#### Given request
Each line that contains the string "React" counts once; report how many such lines appear in the data, as a number only.

#### Information supplied
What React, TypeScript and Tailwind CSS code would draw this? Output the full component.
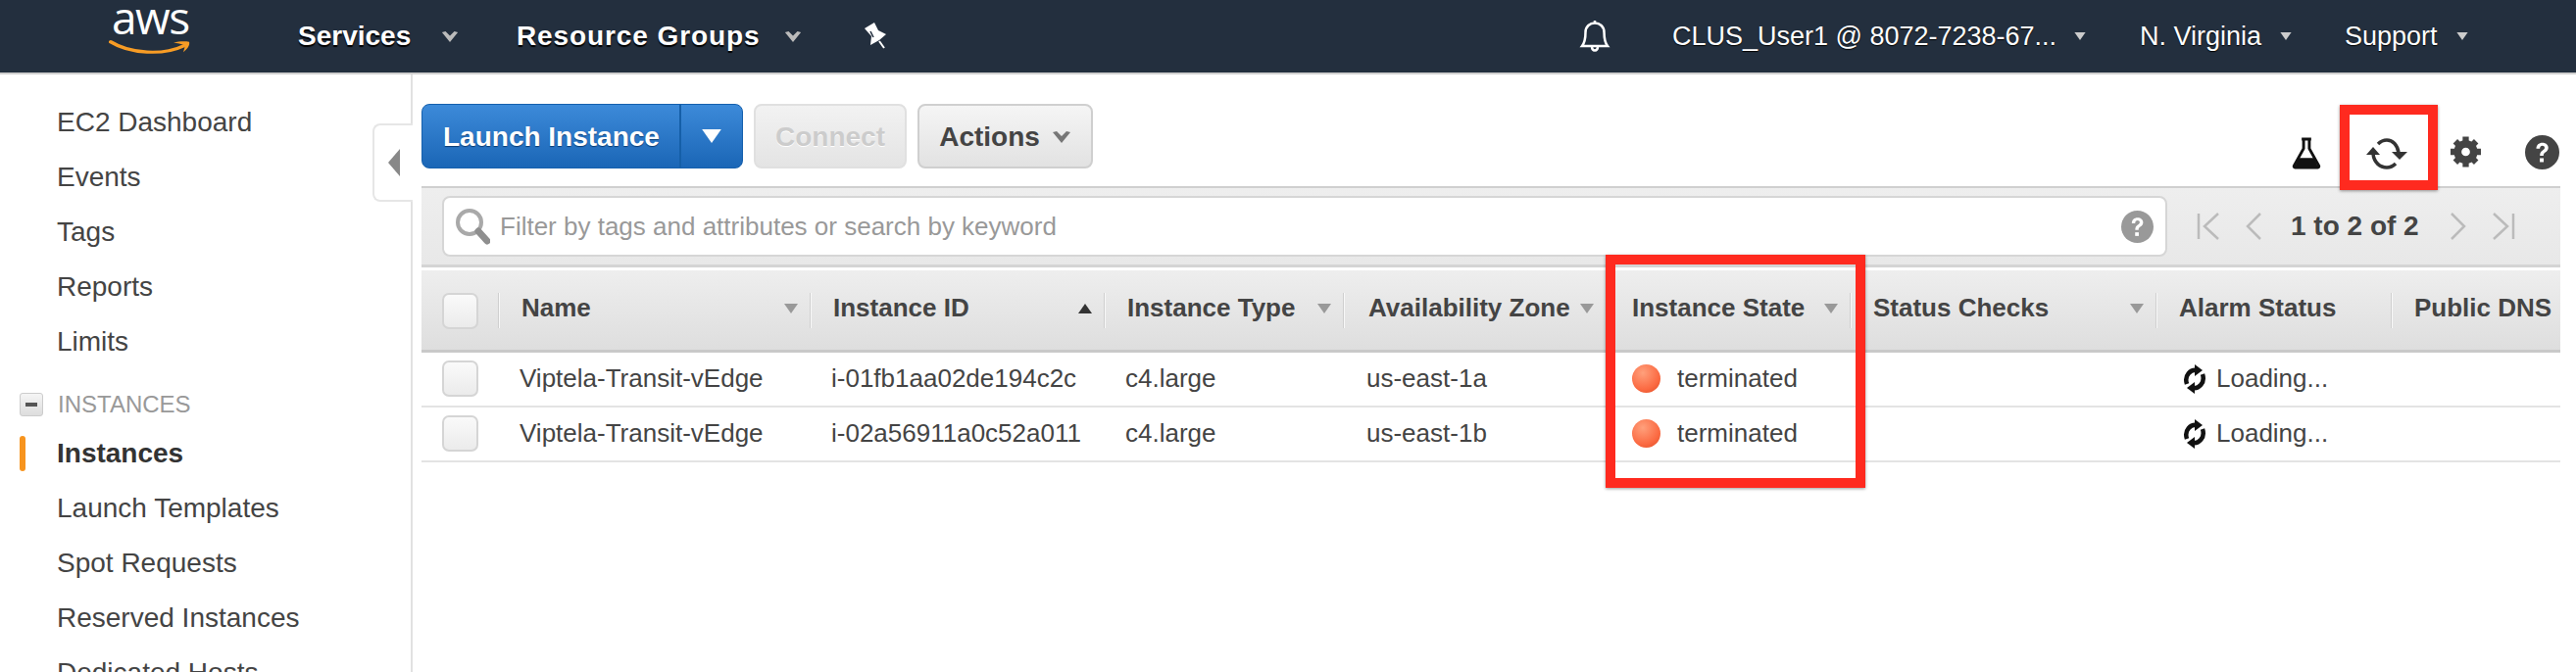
import React from "react";

const font = "font-['Liberation_Sans',Arial,sans-serif]";

function Caret({ className = "" }: { className?: string }) {
  return (
    <svg viewBox="0 0 20 14" className={className}>
      <path d="M1 2 L5 1 L10 6 L15 1 L19 2 L10 13 Z" fill="currentColor" />
    </svg>
  );
}
function Tri({ className = "" }: { className?: string }) {
  return (
    <svg viewBox="0 0 14 10" className={className}>
      <path d="M0 0 H14 L7 10 Z" fill="currentColor" />
    </svg>
  );
}
function TriUp({ className = "" }: { className?: string }) {
  return (
    <svg viewBox="0 0 14 10" className={className}>
      <path d="M0 10 H14 L7 0 Z" fill="currentColor" />
    </svg>
  );
}
function Help({ className = "" }: { className?: string }) {
  return (
    <svg viewBox="0 0 32 32" className={className}>
      <circle cx="16" cy="16" r="16" fill="currentColor" />
      <path d="M10.500 12.500c0-3.400 2.400-5.500 5.700-5.500s5.500 2 5.500 4.700c0 2.200-1.200 3.300-2.800 4.400-1.300.9-1.700 1.500-1.700 3h-3.300c0-2.600.7-3.700 2.500-5 1.200-.9 1.900-1.500 1.900-2.500 0-1.100-.9-1.800-2.100-1.800-1.400 0-2.300 1-2.400 2.700z" fill="#fff" />
      <rect x="13.800" y="21.500" width="3.600" height="3.600" fill="#fff" />
    </svg>
  );
}
function Checkbox() {
  return <div className="w-[37px] h-[37px] rounded-[7px] border-2 border-[#d5d5d5] bg-gradient-to-b from-[#fafafa] to-[#ebebeb]" />;
}
function Sep() {
  return <div className="absolute right-0 top-[23px] h-[36px] w-[2px] bg-[#f8f8f8] border-l border-[#cfcfcf]" />;
}
function HeadCell({ label, x, sort, up }: { label: string; x: string; sort?: boolean; up?: boolean }) {
  return (
    <div className={`relative flex items-center justify-between pr-[14px] pb-[4px] ${x}`}>
      <span className="text-[26px] font-bold text-[#444] whitespace-nowrap">{label}</span>
      {sort && (up ? <TriUp className="w-[14px] h-[10px] text-[#333]" /> : <Tri className="w-[14px] h-[10px] text-[#999]" />)}
      <Sep />
    </div>
  );
}
function Dot() {
  return <div className="w-[29px] h-[29px] rounded-full bg-[radial-gradient(circle_at_38%_30%,#ffa07c,#fb6a42_62%,#dd4a22)]" />;
}
function Loading() {
  return (
    <svg viewBox="0 0 24 30" className="w-[24px] h-[30px] text-[#111]" fill="none" stroke="currentColor" strokeWidth="4.500">
      <path d="M4 20 C1 11 8 5 14 6" />
      <path d="M20 10 C23 19 16 25 10 24" />
      <path d="M12 0 L20 6 L12 12 Z" fill="currentColor" stroke="none" />
      <path d="M12 30 L4 24 L12 18 Z" fill="currentColor" stroke="none" />
    </svg>
  );
}
const cols = "grid grid-cols-[80px_318px_300px_244px_268px_249px_312px_240px_171px]";

function Row({ id, zone }: { id: string; zone: string }) {
  return (
    <div className={`${cols} h-[56px] pb-[1px] items-center border-b-2 border-[#e3e3e3] text-[26px] text-[#444] whitespace-nowrap`}>
      <div className="pl-[21px]"><Checkbox /></div>
      <div className="pl-[20px]">Viptela-Transit-vEdge</div>
      <div className="pl-[20px]">{id}</div>
      <div className="pl-[20px]">c4.large</div>
      <div className="pl-[22px]">{zone}</div>
      <div className="flex items-center gap-[17px] pl-[25px]"><Dot /><span>terminated</span></div>
      <div />
      <div className="flex items-center gap-[10px] pl-[26px]"><Loading /><span>Loading...</span></div>
      <div />
    </div>
  );
}
function Side({ label, active }: { label: string; active?: boolean }) {
  return (
    <div className={`relative h-[56px] flex items-center pl-[58px] text-[28px] whitespace-nowrap ${active ? "font-bold text-[#333]" : "text-[#444]"}`}>
      {active && <div className="absolute left-[20px] top-[10px] h-[36px] w-[6px] rounded-[3px] bg-[#f7941e]" />}
      {label}
    </div>
  );
}

export default function App() {
  return (
    <div className={`${font} relative w-[2628px] h-[686px] overflow-hidden bg-white flex flex-col`}>
      <header className="h-[76px] shrink-0 bg-[#232f3e] border-b-2 border-[#cfcfcf] flex items-center text-white">
        <div className="relative w-[304px] h-full shrink-0">
          <div className="absolute left-[114px] top-[2px] text-[46px] leading-[30px] font-['Open_Sans',sans-serif] tracking-[-1.500px]">aws</div>
          <svg viewBox="0 0 84 26" preserveAspectRatio="none" className="absolute left-[111px] top-[40px] w-[84px] h-[18px]">
            <path d="M2 4 C22 22 56 24 76 10" fill="none" stroke="#f79c25" strokeWidth="4.500" strokeLinecap="round" />
            <path d="M66 5 C72 3 78 3 82 4 C83 9 80 15 76 19 C77 14 78 11 77 9 C74 7 70 6 66 5 Z" fill="#f79c25" />
          </svg>
        </div>
        <span className="text-[28px] font-bold w-[146px] [text-shadow:0_2px_1px_#000]">Services</span>
        <Caret className="w-[18px] h-[13px] text-[#bbb] shrink-0" />
        <span className="ml-[59px] text-[28px] font-bold tracking-[0.9px] w-[273px] whitespace-nowrap [text-shadow:0_2px_1px_#000]">Resource Groups</span>
        <Caret className="w-[18px] h-[13px] text-[#bbb] shrink-0" />
        <svg viewBox="0 0 70 50" className="ml-[42px] w-[70px] h-[50px] shrink-0" fill="#fff">
          <path d="M22 17 L32 11 L36 19 L44 23 L37 29 L28 34 L29 25 Z" />
          <path d="M37 30 L42 37" stroke="#fff" strokeWidth="2" />
          <path d="M28 20 L31 26" stroke="#232f3e" strokeWidth="1.500" />
        </svg>
        <div className="ml-auto flex items-center">
          <svg viewBox="0 0 32 34" className="w-[32px] h-[34px] mr-[63px]" fill="none" stroke="#fff" strokeWidth="2.500">
            <path d="M3 27 H29 C26 23 25.500 19 25.500 13 C25.500 7 21 3.500 16 3.500 C11 3.500 6.500 7 6.500 13 C6.500 19 6 23 3 27 Z" />
            <path d="M13 27 C13 33 19 33 19 27" />
            <path d="M16 1 V4" />
          </svg>
          <span className="text-[27px] whitespace-nowrap w-[410px] [text-shadow:0_1px_1px_#000]">CLUS_User1 @ 8072-7238-67...</span>
          <Tri className="w-[12px] h-[8px] text-[#ccc]" />
          <span className="ml-[55px] text-[27px] w-[143px] whitespace-nowrap [text-shadow:0_1px_1px_#000]">N. Virginia</span>
          <Tri className="w-[12px] h-[8px] text-[#ccc]" />
          <span className="ml-[54px] text-[27px] w-[114px] [text-shadow:0_1px_1px_#000]">Support</span>
          <Tri className="w-[12px] h-[8px] text-[#ccc] mr-[110px]" />
        </div>
      </header>

      <div className="flex flex-1 min-h-0">
        <aside className="relative w-[421px] shrink-0 border-r-2 border-[#e1e1e1] pt-[21px]">
          <Side label="EC2 Dashboard" />
          <Side label="Events" />
          <Side label="Tags" />
          <Side label="Reports" />
          <Side label="Limits" />
          <div className="h-[45px] mt-[13px] flex items-center pl-[20px] gap-[15px] text-[24px] text-[#999]">
            <div className="w-[24px] h-[24px] rounded-[3px] border border-[#ccc] bg-gradient-to-b from-[#f5f5f5] to-[#ddd] flex items-center justify-center">
              <div className="w-[12px] h-[4px] bg-[#555]" />
            </div>
            INSTANCES
          </div>
          <Side label="Instances" active />
          <Side label="Launch Templates" />
          <Side label="Spot Requests" />
          <Side label="Reserved Instances" />
          <Side label="Dedicated Hosts" />
          <div className="absolute right-[-2px] top-[50px] w-[41px] h-[80px] rounded-l-[8px] border-2 border-r-0 border-[#e6e6e6] bg-white flex items-center justify-center">
            <svg viewBox="0 0 12 28" className="w-[12px] h-[28px]"><path d="M12 0 V28 L0 14 Z" fill="#888" /></svg>
          </div>
        </aside>

        <main className="relative flex-1 pl-[9px] pr-[16px]">
          <div className="h-[114px] flex items-start pt-[30px]">
            <div className="flex h-[66px] w-[328px] rounded-[8px] border border-[#1560ad] bg-gradient-to-b from-[#3c8ad9] to-[#1a66b6] text-white">
              <div className="w-[264px] border-r-2 border-[#155fa8] flex items-center pl-[21px] pt-[1px] text-[28px] font-bold [text-shadow:0_1px_1px_#0a3a70] whitespace-nowrap">Launch Instance</div>
              <div className="flex-1 flex items-center justify-center"><Tri className="w-[24px] h-[14px]" /></div>
            </div>
            <div className="ml-[11px] w-[156px] h-[66px] pt-[1px] rounded-[8px] border-2 border-[#e0e0e0] bg-gradient-to-b from-[#f2f2f2] to-[#e4e4e4] flex items-center justify-center text-[28px] font-bold text-[#cccccc] [text-shadow:0_1px_0_#fff]">Connect</div>
            <div className="ml-[11px] w-[179px] h-[66px] pt-[1px] rounded-[8px] border-2 border-[#cfcfcf] bg-gradient-to-b from-[#f5f5f5] to-[#e2e2e2] flex items-center justify-center gap-[12px] text-[28px] font-bold text-[#444]">
              Actions <Caret className="w-[20px] h-[14px] text-[#777]" />
            </div>
            <div className="ml-auto flex items-center h-[36px] mt-[31px] mr-[1px]">
              <svg viewBox="0 0 32 34" className="w-[32px] h-[33px] mt-[2px]">
                <path d="M11 2 H21 M13 3 V12 L3 30 C2.500 31 3 32 4 32 H28 C29 32 29.500 31 29 30 L19 12 V3" fill="none" stroke="#111" strokeWidth="3" />
                <path d="M8 22 H24 L28.500 32 H3.500 Z" fill="#111" />
              </svg>
              <svg viewBox="0 0 42 32" className="ml-[45px] w-[42px] h-[32px] mt-[3px]" fill="none" stroke="#333" strokeWidth="3.500">
                <path d="M12 6 C15 3 18 2 21 2 C27 2 32 7 33 15" />
                <path d="M7 16 C8 25 14 30 21 30 C24 30 27 29 30 26" />
                <path d="M26 14 H42 L34 22 Z" fill="#333" stroke="none" />
                <path d="M0 17 H14 L7 9 Z" fill="#333" stroke="none" />
              </svg>
              <svg viewBox="0 0 32 32" className="ml-[44px] w-[31px] h-[32px]">
                <circle cx="16" cy="16" r="8.500" fill="none" stroke="#444" strokeWidth="8" />
                <g stroke="#444" strokeWidth="6.500">
                  <path d="M16 0 V6 M16 26 V32 M0 16 H6 M26 16 H32 M5 5 L9 9 M23 23 L27 27 M27 5 L23 9 M5 27 L9 23" />
                </g>
              </svg>
              <Help className="ml-[45px] w-[35px] h-[35px] text-[#444]" />
            </div>
          </div>

          <div className="h-[83px] border-t-2 border-[#cfcfcf] border-b-[3px] border-b-[#d4d4d4] bg-gradient-to-b from-[#eeeeee] to-[#e8e8e8] flex pl-[21px] pt-[8px]">
            <div className="w-[1760px] h-[62px] rounded-[8px] border-2 border-[#d6d6d6] bg-white flex items-center pl-[11px] pr-[12px]">
              <svg viewBox="0 0 36 38" className="w-[36px] h-[38px] shrink-0" fill="none">
                <circle cx="15" cy="15" r="12" stroke="#a9a9a9" strokeWidth="4" />
                <path d="M24 24 L33 34" stroke="#8f8f8f" strokeWidth="7" strokeLinecap="round" />
              </svg>
              <span className="ml-[10px] text-[26px] text-[#999] whitespace-nowrap">Filter by tags and attributes or search by keyword</span>
              <Help className="ml-auto w-[33px] h-[33px] text-[#999]" />
            </div>
            <div className="flex items-center h-[62px] pl-[30px] text-[#bbb]">
              <svg viewBox="0 0 24 28" className="w-[24px] h-[28px]" fill="none" stroke="currentColor" strokeWidth="2.500"><path d="M2 1 V27 M22 1 L8 14 L22 27" /></svg>
              <svg viewBox="0 0 16 28" className="ml-[26px] w-[16px] h-[28px]" fill="none" stroke="currentColor" strokeWidth="2.500"><path d="M15 1 L2 14 L15 27" /></svg>
              <span className="ml-[30px] text-[28px] font-bold text-[#444] whitespace-nowrap">1 to 2 of 2</span>
              <svg viewBox="0 0 16 28" className="ml-[32px] w-[16px] h-[28px]" fill="none" stroke="currentColor" strokeWidth="2.500"><path d="M1 1 L14 14 L1 27" /></svg>
              <svg viewBox="0 0 24 28" className="ml-[26px] w-[24px] h-[28px]" fill="none" stroke="currentColor" strokeWidth="2.500"><path d="M22 1 V27 M2 1 L16 14 L2 27" /></svg>
            </div>
          </div>

          <div className={`${cols} mt-[3px] h-[84px] bg-gradient-to-b from-[#eeeeee] to-[#dedede] border-b-[3px] border-[#c9c9c9]`}>
            <div className="relative pl-[21px] pt-[23px]"><Checkbox /><Sep /></div>
            <HeadCell label="Name" x="pl-[22px]" sort />
            <HeadCell label="Instance ID" x="pl-[22px]" sort up />
            <HeadCell label="Instance Type" x="pl-[22px]" sort />
            <HeadCell label="Availability Zone" x="pl-[24px]" sort />
            <HeadCell label="Instance State" x="pl-[25px]" sort />
            <HeadCell label="Status Checks" x="pl-[22px]" sort />
            <HeadCell label="Alarm Status" x="pl-[22px]" />
            <div className="flex items-center pl-[22px] pb-[4px] text-[26px] font-bold text-[#444] whitespace-nowrap">Public DNS</div>
          </div>
          <Row id="i-01fb1aa02de194c2c" zone="us-east-1a" />
          <Row id="i-02a56911a0c52a011" zone="us-east-1b" />
        </main>
      </div>

      <div className="absolute left-[1638px] top-[260px] w-[265px] h-[238px] border-[10px] border-[#ff2a1f] shadow-[0_1px_3px_rgba(0,0,0,0.4)]" />
      <div className="absolute left-[2387px] top-[107px] w-[100px] h-[87px] border-[10px] border-[#ff2a1f] shadow-[0_1px_3px_rgba(0,0,0,0.4)]" />
    </div>
  );
}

#### Exercise response
2